_Task_
Extract every line of the material that holds the string "screenshot".

==================================================

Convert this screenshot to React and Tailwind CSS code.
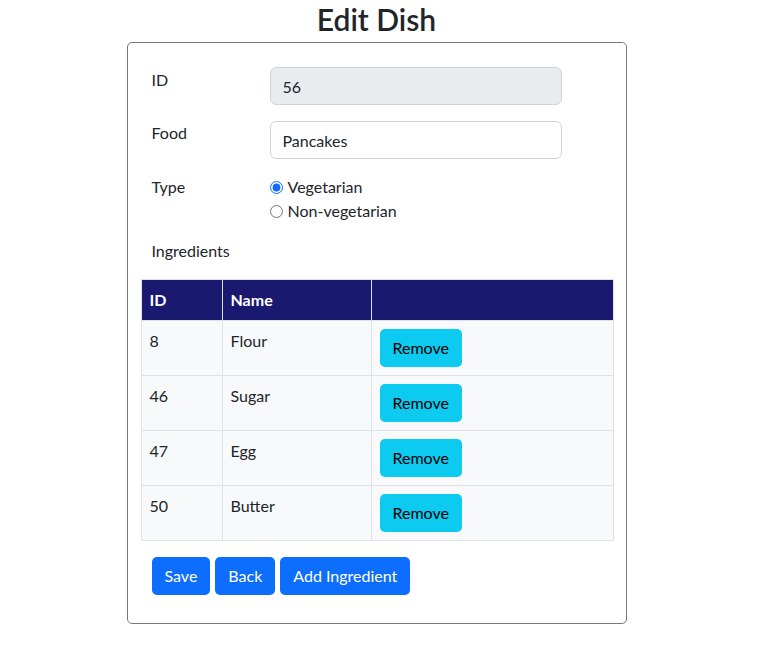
export default function App() {
  const ingredientes = [
    { id: 8, nombre: "Flour" },
    { id: 46, nombre: "Sugar" },
    { id: 47, nombre: "Egg" },
    { id: 50, nombre: "Butter" },
  ];

  return (
    <div className="min-h-screen w-[753px] bg-white text-[#212529] font-['Lato','Liberation_Sans',sans-serif] text-[16px]">
      <h2 className="text-center text-[30px] font-semibold leading-[38px] h-[38px]">Edit Dish</h2>

      <div className="mx-auto mt-[4px] w-[500px] border border-[#777] rounded-[5px] px-[13px] pt-[24px] pb-[28px]">
        {/* form rows */}
        <div className="px-[11px]">
          <div className="flex items-start mb-[16px]">
            <label className="w-[118px] leading-6 pt-[1px]">ID</label>
            <input
              type="text"
              value="56"
              disabled
              readOnly
              className="w-[292px] h-[38px] px-[12px] rounded-[6px] border border-[#ced4da] bg-[#e9ecef] text-[#212529]"
            />
          </div>

          <div className="flex items-start mb-[16px]">
            <label className="w-[118px] leading-6">Food</label>
            <input
              type="text"
              value="Pancakes"
              readOnly
              className="w-[292px] h-[38px] px-[12px] rounded-[6px] border border-[#ced4da] bg-white text-[#212529]"
            />
          </div>

          <div className="flex items-start mb-[16px]">
            <label className="w-[118px] leading-6">Type</label>
            <div className="flex flex-col">
              <label className="flex items-center leading-6">
                <input type="radio" name="tipo" checked readOnly className="m-0 mr-[5px] w-[13px] h-[13px] accent-[#0d6efd]" />
                Vegetarian
              </label>
              <label className="flex items-center leading-6">
                <input type="radio" name="tipo" readOnly className="m-0 mr-[5px] w-[13px] h-[13px]" />
                Non-vegetarian
              </label>
            </div>
          </div>

          <div className="leading-6 mb-[16px]">Ingredients</div>
        </div>

        {/* tabla ingredientes */}
        <table className="w-[473px] border-collapse border border-[#dee2e6]">
          <thead>
            <tr className="bg-[#191970] text-white h-[41px]">
              <th className="w-[81px] text-left font-bold px-[8px] border-r border-[#dee2e6]">ID</th>
              <th className="w-[149px] text-left font-bold px-[8px] border-r border-[#dee2e6]">Name</th>
              <th></th>
            </tr>
          </thead>
          <tbody>
            {ingredientes.map((ing) => (
              <tr key={ing.id} className="bg-[#f8f9fa] border-t border-[#dee2e6]">
                <td className="align-top p-[8px] leading-6 border-r border-[#dee2e6]">{ing.id}</td>
                <td className="align-top p-[8px] leading-6 border-r border-[#dee2e6]">{ing.nombre}</td>
                <td className="align-top p-[8px]">
                  <button className="h-[38px] px-[13px] rounded-[5px] bg-[#0dcaf0] text-black leading-6">
                    Remove
                  </button>
                </td>
              </tr>
            ))}
          </tbody>
        </table>

        {/* botones */}
        <div className="flex gap-[5px] px-[11px] mt-[16px]">
          <button className="h-[38px] px-[13px] rounded-[5px] bg-[#0d6efd] text-white">Save</button>
          <button className="h-[38px] px-[13px] rounded-[5px] bg-[#0d6efd] text-white">Back</button>
          <button className="h-[38px] px-[13px] rounded-[5px] bg-[#0d6efd] text-white">Add Ingredient</button>
        </div>
      </div>
    </div>
  );
}
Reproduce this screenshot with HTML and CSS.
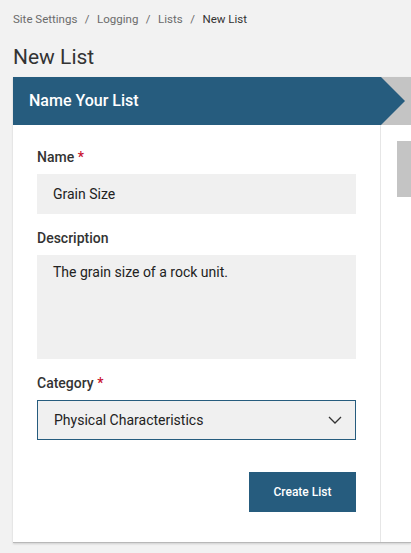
FILE: index.html
```html
<!DOCTYPE html>
<html>
<head>
<meta charset="utf-8">
<link rel="stylesheet" href="styles.css">
</head>
<body>
<nav class="crumbs">
  <span>Site Settings</span><span class="sep">/</span><span>Logging</span><span class="sep">/</span><span>Lists</span><span class="sep">/</span><span class="current">New List</span>
</nav>
<h1 class="title">New List</h1>
<div class="card">
  <div class="steps">
    <div class="step-active">Name Your List</div>
  </div>
  <div class="card-body">
    <div class="main">
      <div class="field">
        <label class="label">Name <span class="req">*</span></label>
        <div class="input">Grain Size</div>
      </div>
      <div class="field">
        <label class="label">Description</label>
        <div class="input textarea">The grain size of a rock unit.</div>
      </div>
      <div class="field">
        <label class="label">Category <span class="req">*</span></label>
        <div class="input select">
          <span>Physical Characteristics</span>
          <svg class="chev" width="14" height="8" viewBox="0 0 14 8"><path d="M1 1l6 6 6-6" fill="none" stroke="#333" stroke-width="1.3"/></svg>
        </div>
      </div>
      <div class="actions">
        <button class="btn">Create List</button>
      </div>
    </div>
    <div class="side">
      <div class="thumb"></div>
    </div>
  </div>
</div>
</body>
</html>
```
FILE: styles.css
```css
html, body { margin: 0; padding: 0; }
body {
  background: #f2f2f2;
  font-family: Roboto, "Liberation Sans", sans-serif;
  color: #333;
  width: 411px;
  height: 553px;
  overflow: hidden;
  padding-left: 13px;
  box-sizing: border-box;
}
.crumbs {
  font-size: 11.5px;
  color: #6b6b6b;
  padding-top: 12px;
  height: 14px;
  line-height: 14px;
}
.crumbs .sep { margin: 0 7.5px; }
.crumbs .current { color: #333; }
.title {
  margin: 0;
  font-size: 21px;
  font-weight: 400;
  color: #333;
  line-height: 24px;
  margin-top: 19px;
  height: 26px;
}
.card {
  margin-top: 6px;
  background: #fff;
  height: 465px;
  border-bottom: 1px solid #b8b8b8;
  box-shadow: 0 1px 2px rgba(0,0,0,0.15);
  display: flex;
  flex-direction: column;
}
.steps {
  height: 48px;
  background: #c4c4c4;
  display: flex;
}
.step-active {
  width: 392px;
  background: #265c7e;
  color: #fff;
  font-size: 16px;
  font-weight: 500;
  line-height: 48px;
  padding-left: 16px;
  box-sizing: border-box;
  clip-path: polygon(0 0, 368px 0, 392px 24px, 368px 48px, 0 48px);
}
.card-body {
  flex: 1;
  display: flex;
}
.main {
  width: 368px;
  border-right: 1px solid #e6e6e6;
  padding: 24px 24px 0 24px;
  box-sizing: border-box;
}
.field { margin-bottom: 16px; }
.label {
  display: block;
  font-size: 14px;
  font-weight: 500;
  color: #333;
  line-height: 16px;
  margin-bottom: 9px;
}
.req { color: #c8102e; }
.input {
  background: #f0f0f0;
  height: 40px;
  font-size: 14px;
  color: #222;
  padding: 0 16px;
  line-height: 40px;
  box-sizing: border-box;
}
.textarea {
  height: 104px;
  line-height: 18px;
  padding-top: 8px;
}
.select {
  border: 1px solid #265c7e;
  display: flex;
  align-items: center;
  justify-content: space-between;
  line-height: normal;
  padding-right: 13px;
}
.actions {
  display: flex;
  justify-content: flex-end;
  padding-top: 16px;
}
.btn {
  background: #265c7e;
  color: #fff;
  border: 0;
  font-family: Roboto, "Liberation Sans", sans-serif;
  font-size: 12px;
  font-weight: 500;
  width: 107px;
  height: 40px;
  padding: 0;
}
.side {
  flex: 1;
  display: flex;
  justify-content: flex-end;
  padding-top: 16px;
}
.thumb {
  width: 14px;
  height: 56px;
  background: #c4c4c4;
}
```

==================================================

_Solution for this task_
Convert this screenshot to React and Tailwind CSS code.
Reproduce this screenshot with HTML and CSS.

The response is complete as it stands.